JP: I made a quilt for my husband after we were first married, because he was very frustrated that all my quilts were for sale and exhibition, and he didn't have a quilt. I made him his Couch quilt, which he loves. We still love it. It's just a utility quilt. It is more of a comforter, it is tufted. I made us a Friendship quilt because I moved from Canada to Richmond, Virginia when we got married. I left a lot of friends behind; I made a lot of new friends. So I made a quilt in the tradition of Friendship quilts where everyone made a different block. I supplied the fabric, because I figured if the fabric was the same or consistent, than the blocks would go together. Since so many of my friends are artists, it was very fun project. And that is a quilt we have for our bed. We don't sleep under it that much, because it is a very heavy quilt, but that is our quilt. I have given pieces that I have made to family members as gifts--wall pieces. I made a quilt for my son, his baby quilt. I started it before he was born, and I had a very idealist vision of me finishing the quilt. I got it to a certain point and left all the finish work to do while I was in labor. I had this wonderful idealist vision of me going through labor, working on his baby quilt, and it didn't happen. I was so restless I couldn't do anything. I was just like, okay all ready. When is the baby coming? So I finished it after he was born, but that was his baby quilt. I've made a quilt for his bed, and I probably will make a more grownup quilt for his bed in a little while, but I don't make a lot of quilts for beds. It's fun to take a break and do it.

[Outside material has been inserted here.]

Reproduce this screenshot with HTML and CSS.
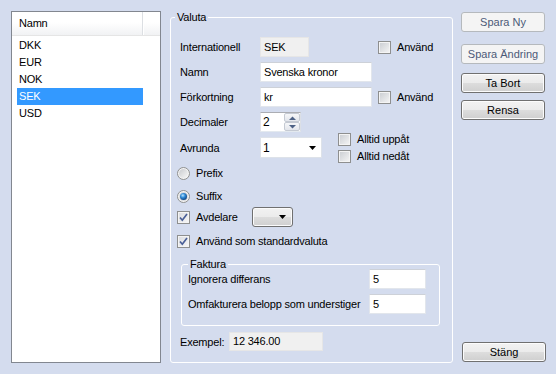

MD: How long does it usually take you to make a quilt, and how many hours a day do you work on it.

JP: My schedule varies a lot. I will often work ten to twelve hours a day on a quilt, depending. I usually work on several quilts at once, because the machine quilting needs a lot of concentration and it is physically demanding to sit and machine quilt. I couldn't do that ten hours a day, so I have quilts in sort of different stages. I like to have machine work to do, piecing, or quilting, and then hand appliqué or finishing to do. I can spell off and pack a lot of hours into the day, but not doing the same thing over and over again. I can work up to eighty hours a week easily on a quilt. But, some weeks, if I am in the middle of term and I am teaching a lot, I'm maybe not quilting that much. It comes in fits and starts, and it is very intense at times, but I'm the happiest when I am teaching one or two classes and I'm working on one or two quilts, and so I'm doing a little bit of everything every day. Did you ask how long it takes to make a quilt?

MD: Yeah. How many quilts do you usually make in a year?

JP: It varies quilt a bit, depending on the processes involved. About ten quilts a year, maybe, if I'm not doing too much teaching. Also I have traveled a lot in the past working on archeological excavations, so if I'm out of the country for four months a year that would cut into quilt production. A quilt could take, if I was working forty hours a week, sort of a standard work week, about a month. But since a lot of the fabrics are dyed and printed, those things happen maybe one time a year in one studio, and then the construction might happen four or five, eight months later, so it's very cumulative the time that gets put in to a finished quilt. Start to finish, maybe a month.

MD: We are coming close to the end of the time, so I just wanted to ask you if there is anything else you wanted to add that we haven't talked about already.

JP: Well, the lecture we just had today made me think about how I got involved really in art quilts and making quilts my primary art medium, and I think I had a little bit of a unique experience with that. When I was studying art history as an undergraduate at Toronto University, in the late seventies, I had studied the art of the conceptual artist, Joseph Kosuth. He had done a series of conceptual pieces with a chair, arrangements of chairs, definitions of chairs, you know, just conceptual art. It was a regular domestic sort of run of the mill chair, and it made me think. I had always been making quilts; I was making quilts for exhibition, my own designs at that point, but with commercial fabrics. I thought, well if you can put a chair in the middle of the white cube, in the middle of an art gallery and it's art, why not just hang my quilts all over the gallery. I had this vision and did lots of drawings in the late seventies of what a standard commercial art gallery would be like with quilts hung. Free hung through the gallery, so that it was an installation, and you didn't just see the quilts as flat pieces on the wall. You actually experience them as a whole, you walk through them. I spent a lot of time poking around gallery after gallery with slides of these quilts and drawings trying to get some commercial gallery in Toronto interested in this type of installation. I didn't get much interest. A number of years later I moved down to Virginia and didn't have any access to any print studios, so started working exclusively in a quilt medium, I sort of blindly got accepted in Quilt National not realizing really what the whole thing was about, and then realized, 'Oh, there is this quilt movement that is happening where contemporary artists are making quilts.' Sort of, well gee, good ideas happen at the same time. I had been trying to present quilts as art for at least seven years before I got involved with it [Quilt National.]. It was happening down here in the states, and it was probably happening in other places in Canada. But my original idea came from a conceptual artist, in that it just made sense that you could use any domestic object as an artistic expression.

MD: Do you feel like you have more success today getting your art shown at places?

JP: Definitely. Yeah, there is. It is still a battle, because as I said earlier, I do target art galleries that don't necessarily show fiber. It's a hard sell, and galleries if they sell abstract paintings, they are going to want to show abstract paintings. If they don't have a market, it doesn't make sense for them to show the work. So I'm not quite as militant about my approach to get people to accept the work as I used to be, because I understand the marketplace a little bit better than I did when I was in my twenties when I thought it was all about prestige and artificial hierarchies that exist in the art world. But, definitely now there is a more educated market that appreciates fiber work and appreciates art work made out of fabric.

MD: Okay, well it has been forty-five minutes; I guess we should wrap up the interview. I just want to thank you so much for letting us interview you. I think it was a great interview with Julia Pfaff, and so I will be closing off the interview at 2:45.